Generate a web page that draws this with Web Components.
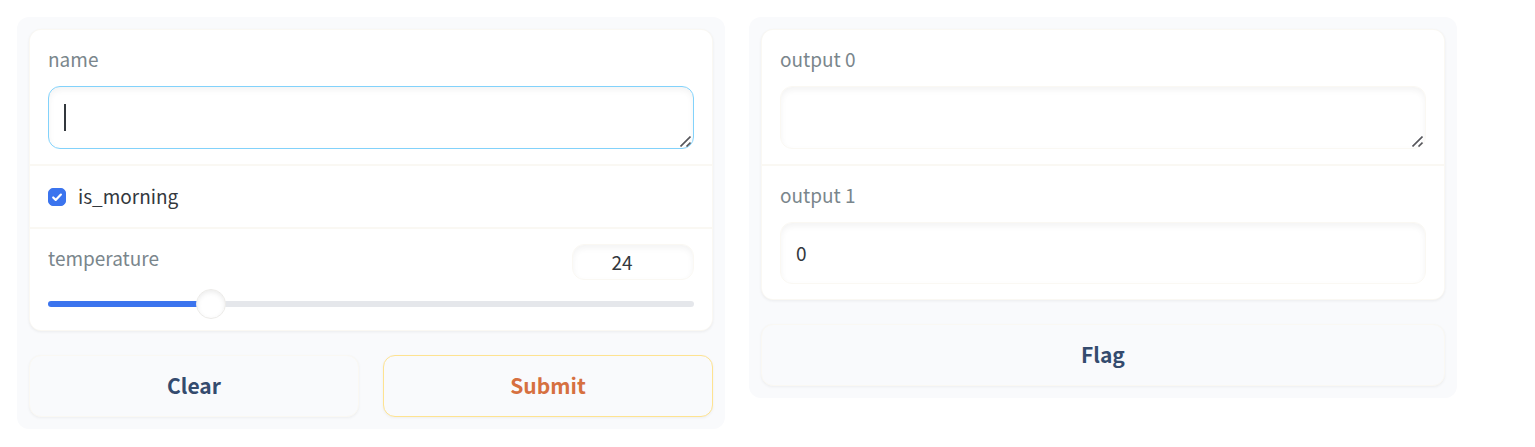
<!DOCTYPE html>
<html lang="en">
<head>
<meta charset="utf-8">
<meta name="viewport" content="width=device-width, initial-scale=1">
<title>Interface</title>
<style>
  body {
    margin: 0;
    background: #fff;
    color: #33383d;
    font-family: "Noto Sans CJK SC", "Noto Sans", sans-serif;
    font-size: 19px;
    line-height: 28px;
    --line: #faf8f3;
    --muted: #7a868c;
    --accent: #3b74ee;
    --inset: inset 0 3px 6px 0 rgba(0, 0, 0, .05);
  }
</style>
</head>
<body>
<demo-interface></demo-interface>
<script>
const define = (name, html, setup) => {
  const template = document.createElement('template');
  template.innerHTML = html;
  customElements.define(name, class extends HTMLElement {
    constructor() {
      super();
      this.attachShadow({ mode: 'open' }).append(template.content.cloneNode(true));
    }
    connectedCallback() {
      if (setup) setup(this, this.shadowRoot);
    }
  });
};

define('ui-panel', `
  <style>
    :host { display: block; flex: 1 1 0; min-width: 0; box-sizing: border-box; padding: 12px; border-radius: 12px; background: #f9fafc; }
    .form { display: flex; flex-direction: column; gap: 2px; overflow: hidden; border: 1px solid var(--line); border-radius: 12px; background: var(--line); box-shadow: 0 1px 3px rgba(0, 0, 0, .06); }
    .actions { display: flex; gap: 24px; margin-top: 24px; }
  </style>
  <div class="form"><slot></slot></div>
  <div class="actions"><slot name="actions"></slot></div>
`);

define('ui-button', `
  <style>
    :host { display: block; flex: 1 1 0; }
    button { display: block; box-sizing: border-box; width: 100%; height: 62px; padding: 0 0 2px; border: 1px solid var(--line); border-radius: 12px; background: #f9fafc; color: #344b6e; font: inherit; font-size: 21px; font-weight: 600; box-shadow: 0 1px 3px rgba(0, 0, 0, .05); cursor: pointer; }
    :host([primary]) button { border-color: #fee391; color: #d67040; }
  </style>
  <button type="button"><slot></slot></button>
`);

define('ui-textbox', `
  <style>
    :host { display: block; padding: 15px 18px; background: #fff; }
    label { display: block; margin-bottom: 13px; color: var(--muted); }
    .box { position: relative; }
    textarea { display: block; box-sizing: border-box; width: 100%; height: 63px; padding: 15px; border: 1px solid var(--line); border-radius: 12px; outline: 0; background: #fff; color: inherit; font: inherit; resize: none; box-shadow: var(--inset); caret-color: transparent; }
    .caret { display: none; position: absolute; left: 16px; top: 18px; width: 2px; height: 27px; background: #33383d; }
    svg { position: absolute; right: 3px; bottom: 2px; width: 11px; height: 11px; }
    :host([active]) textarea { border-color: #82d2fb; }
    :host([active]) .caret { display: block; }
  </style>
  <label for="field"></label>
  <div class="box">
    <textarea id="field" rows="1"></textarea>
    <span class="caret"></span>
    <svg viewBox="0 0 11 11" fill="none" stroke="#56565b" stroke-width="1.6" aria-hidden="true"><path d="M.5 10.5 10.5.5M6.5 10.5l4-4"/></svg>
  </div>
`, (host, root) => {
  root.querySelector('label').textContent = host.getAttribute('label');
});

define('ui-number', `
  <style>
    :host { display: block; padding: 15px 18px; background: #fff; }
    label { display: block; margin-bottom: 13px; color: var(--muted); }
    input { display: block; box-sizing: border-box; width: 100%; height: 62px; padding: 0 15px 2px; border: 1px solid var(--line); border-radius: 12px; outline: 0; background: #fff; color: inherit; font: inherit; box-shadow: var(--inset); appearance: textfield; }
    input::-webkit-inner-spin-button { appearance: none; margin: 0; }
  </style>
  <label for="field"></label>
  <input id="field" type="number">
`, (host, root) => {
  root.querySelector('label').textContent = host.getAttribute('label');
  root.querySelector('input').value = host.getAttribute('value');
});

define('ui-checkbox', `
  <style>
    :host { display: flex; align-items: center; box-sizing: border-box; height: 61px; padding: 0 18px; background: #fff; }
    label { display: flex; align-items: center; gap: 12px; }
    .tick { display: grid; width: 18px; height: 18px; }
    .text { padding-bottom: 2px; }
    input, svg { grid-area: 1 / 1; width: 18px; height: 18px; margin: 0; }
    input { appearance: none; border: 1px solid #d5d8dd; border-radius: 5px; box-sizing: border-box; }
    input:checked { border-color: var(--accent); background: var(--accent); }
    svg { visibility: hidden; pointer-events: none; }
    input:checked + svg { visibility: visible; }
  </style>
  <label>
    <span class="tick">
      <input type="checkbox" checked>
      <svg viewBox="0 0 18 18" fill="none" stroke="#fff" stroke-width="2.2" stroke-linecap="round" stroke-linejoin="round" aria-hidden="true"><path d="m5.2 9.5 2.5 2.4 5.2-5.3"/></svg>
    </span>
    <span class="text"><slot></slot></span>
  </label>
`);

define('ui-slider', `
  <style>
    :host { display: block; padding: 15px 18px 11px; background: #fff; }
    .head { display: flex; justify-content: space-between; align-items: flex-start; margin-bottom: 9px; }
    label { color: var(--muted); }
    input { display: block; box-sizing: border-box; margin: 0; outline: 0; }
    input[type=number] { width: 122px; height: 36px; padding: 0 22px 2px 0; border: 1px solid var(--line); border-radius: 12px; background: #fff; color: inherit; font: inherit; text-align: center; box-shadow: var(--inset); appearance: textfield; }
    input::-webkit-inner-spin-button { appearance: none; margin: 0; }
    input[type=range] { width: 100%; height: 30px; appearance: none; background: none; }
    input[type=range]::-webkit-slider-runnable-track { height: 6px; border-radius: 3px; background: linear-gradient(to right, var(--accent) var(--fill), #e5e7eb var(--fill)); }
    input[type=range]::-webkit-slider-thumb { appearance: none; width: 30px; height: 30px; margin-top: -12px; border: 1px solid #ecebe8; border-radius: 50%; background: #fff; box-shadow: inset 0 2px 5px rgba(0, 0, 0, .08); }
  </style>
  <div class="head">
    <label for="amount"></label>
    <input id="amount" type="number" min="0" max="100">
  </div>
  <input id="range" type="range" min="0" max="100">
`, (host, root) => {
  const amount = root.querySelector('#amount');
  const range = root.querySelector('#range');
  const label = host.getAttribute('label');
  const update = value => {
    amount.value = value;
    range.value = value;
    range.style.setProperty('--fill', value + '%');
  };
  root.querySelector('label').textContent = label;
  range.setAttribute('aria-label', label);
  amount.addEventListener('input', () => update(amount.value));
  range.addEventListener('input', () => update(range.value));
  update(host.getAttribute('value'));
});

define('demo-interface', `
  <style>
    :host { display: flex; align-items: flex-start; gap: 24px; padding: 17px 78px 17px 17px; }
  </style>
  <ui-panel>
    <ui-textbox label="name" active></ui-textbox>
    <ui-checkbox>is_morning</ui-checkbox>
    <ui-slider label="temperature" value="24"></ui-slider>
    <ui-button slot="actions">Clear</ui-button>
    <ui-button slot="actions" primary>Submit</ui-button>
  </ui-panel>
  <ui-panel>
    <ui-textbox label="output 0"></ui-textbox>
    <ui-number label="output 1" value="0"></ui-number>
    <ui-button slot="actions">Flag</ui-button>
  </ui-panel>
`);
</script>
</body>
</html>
= = =
Task description
Leave out all pictures, then copy the remaining material exactly.

Result of this task
Generate a web page that draws this with Web Components.
<!DOCTYPE html>
<html lang="en">
<head>
<meta charset="utf-8">
<meta name="viewport" content="width=device-width, initial-scale=1">
<title>Interface</title>
<style>
  body {
    margin: 0;
    background: #fff;
    color: #33383d;
    font-family: "Noto Sans CJK SC", "Noto Sans", sans-serif;
    font-size: 19px;
    line-height: 28px;
    --line: #faf8f3;
    --muted: #7a868c;
    --accent: #3b74ee;
    --inset: inset 0 3px 6px 0 rgba(0, 0, 0, .05);
  }
</style>
</head>
<body>
<demo-interface></demo-interface>
<script>
const define = (name, html, setup) => {
  const template = document.createElement('template');
  template.innerHTML = html;
  customElements.define(name, class extends HTMLElement {
    constructor() {
      super();
      this.attachShadow({ mode: 'open' }).append(template.content.cloneNode(true));
    }
    connectedCallback() {
      if (setup) setup(this, this.shadowRoot);
    }
  });
};

define('ui-panel', `
  <style>
    :host { display: block; flex: 1 1 0; min-width: 0; box-sizing: border-box; padding: 12px; border-radius: 12px; background: #f9fafc; }
    .form { display: flex; flex-direction: column; gap: 2px; overflow: hidden; border: 1px solid var(--line); border-radius: 12px; background: var(--line); box-shadow: 0 1px 3px rgba(0, 0, 0, .06); }
    .actions { display: flex; gap: 24px; margin-top: 24px; }
  </style>
  <div class="form"><slot></slot></div>
  <div class="actions"><slot name="actions"></slot></div>
`);

define('ui-button', `
  <style>
    :host { display: block; flex: 1 1 0; }
    button { display: block; box-sizing: border-box; width: 100%; height: 62px; padding: 0 0 2px; border: 1px solid var(--line); border-radius: 12px; background: #f9fafc; color: #344b6e; font: inherit; font-size: 21px; font-weight: 600; box-shadow: 0 1px 3px rgba(0, 0, 0, .05); cursor: pointer; }
    :host([primary]) button { border-color: #fee391; color: #d67040; }
  </style>
  <button type="button"><slot></slot></button>
`);

define('ui-textbox', `
  <style>
    :host { display: block; padding: 15px 18px; background: #fff; }
    label { display: block; margin-bottom: 13px; color: var(--muted); }
    .box { position: relative; }
    textarea { display: block; box-sizing: border-box; width: 100%; height: 63px; padding: 15px; border: 1px solid var(--line); border-radius: 12px; outline: 0; background: #fff; color: inherit; font: inherit; resize: none; box-shadow: var(--inset); caret-color: transparent; }
    .caret { display: none; position: absolute; left: 16px; top: 18px; width: 2px; height: 27px; background: #33383d; }
    svg { position: absolute; right: 3px; bottom: 2px; width: 11px; height: 11px; }
    :host([active]) textarea { border-color: #82d2fb; }
    :host([active]) .caret { display: block; }
  </style>
  <label for="field"></label>
  <div class="box">
    <textarea id="field" rows="1"></textarea>
    <span class="caret"></span>
    <svg viewBox="0 0 11 11" fill="none" stroke="#56565b" stroke-width="1.6" aria-hidden="true"><path d="M.5 10.5 10.5.5M6.5 10.5l4-4"/></svg>
  </div>
`, (host, root) => {
  root.querySelector('label').textContent = host.getAttribute('label');
});

define('ui-number', `
  <style>
    :host { display: block; padding: 15px 18px; background: #fff; }
    label { display: block; margin-bottom: 13px; color: var(--muted); }
    input { display: block; box-sizing: border-box; width: 100%; height: 62px; padding: 0 15px 2px; border: 1px solid var(--line); border-radius: 12px; outline: 0; background: #fff; color: inherit; font: inherit; box-shadow: var(--inset); appearance: textfield; }
    input::-webkit-inner-spin-button { appearance: none; margin: 0; }
  </style>
  <label for="field"></label>
  <input id="field" type="number">
`, (host, root) => {
  root.querySelector('label').textContent = host.getAttribute('label');
  root.querySelector('input').value = host.getAttribute('value');
});

define('ui-checkbox', `
  <style>
    :host { display: flex; align-items: center; box-sizing: border-box; height: 61px; padding: 0 18px; background: #fff; }
    label { display: flex; align-items: center; gap: 12px; }
    .tick { display: grid; width: 18px; height: 18px; }
    .text { padding-bottom: 2px; }
    input, svg { grid-area: 1 / 1; width: 18px; height: 18px; margin: 0; }
    input { appearance: none; border: 1px solid #d5d8dd; border-radius: 5px; box-sizing: border-box; }
    input:checked { border-color: var(--accent); background: var(--accent); }
    svg { visibility: hidden; pointer-events: none; }
    input:checked + svg { visibility: visible; }
  </style>
  <label>
    <span class="tick">
      <input type="checkbox" checked>
      <svg viewBox="0 0 18 18" fill="none" stroke="#fff" stroke-width="2.2" stroke-linecap="round" stroke-linejoin="round" aria-hidden="true"><path d="m5.2 9.5 2.5 2.4 5.2-5.3"/></svg>
    </span>
    <span class="text"><slot></slot></span>
  </label>
`);

define('ui-slider', `
  <style>
    :host { display: block; padding: 15px 18px 11px; background: #fff; }
    .head { display: flex; justify-content: space-between; align-items: flex-start; margin-bottom: 9px; }
    label { color: var(--muted); }
    input { display: block; box-sizing: border-box; margin: 0; outline: 0; }
    input[type=number] { width: 122px; height: 36px; padding: 0 22px 2px 0; border: 1px solid var(--line); border-radius: 12px; background: #fff; color: inherit; font: inherit; text-align: center; box-shadow: var(--inset); appearance: textfield; }
    input::-webkit-inner-spin-button { appearance: none; margin: 0; }
    input[type=range] { width: 100%; height: 30px; appearance: none; background: none; }
    input[type=range]::-webkit-slider-runnable-track { height: 6px; border-radius: 3px; background: linear-gradient(to right, var(--accent) var(--fill), #e5e7eb var(--fill)); }
    input[type=range]::-webkit-slider-thumb { appearance: none; width: 30px; height: 30px; margin-top: -12px; border: 1px solid #ecebe8; border-radius: 50%; background: #fff; box-shadow: inset 0 2px 5px rgba(0, 0, 0, .08); }
  </style>
  <div class="head">
    <label for="amount"></label>
    <input id="amount" type="number" min="0" max="100">
  </div>
  <input id="range" type="range" min="0" max="100">
`, (host, root) => {
  const amount = root.querySelector('#amount');
  const range = root.querySelector('#range');
  const label = host.getAttribute('label');
  const update = value => {
    amount.value = value;
    range.value = value;
    range.style.setProperty('--fill', value + '%');
  };
  root.querySelector('label').textContent = label;
  range.setAttribute('aria-label', label);
  amount.addEventListener('input', () => update(amount.value));
  range.addEventListener('input', () => update(range.value));
  update(host.getAttribute('value'));
});

define('demo-interface', `
  <style>
    :host { display: flex; align-items: flex-start; gap: 24px; padding: 17px 78px 17px 17px; }
  </style>
  <ui-panel>
    <ui-textbox label="name" active></ui-textbox>
    <ui-checkbox>is_morning</ui-checkbox>
    <ui-slider label="temperature" value="24"></ui-slider>
    <ui-button slot="actions">Clear</ui-button>
    <ui-button slot="actions" primary>Submit</ui-button>
  </ui-panel>
  <ui-panel>
    <ui-textbox label="output 0"></ui-textbox>
    <ui-number label="output 1" value="0"></ui-number>
    <ui-button slot="actions">Flag</ui-button>
  </ui-panel>
`);
</script>
</body>
</html>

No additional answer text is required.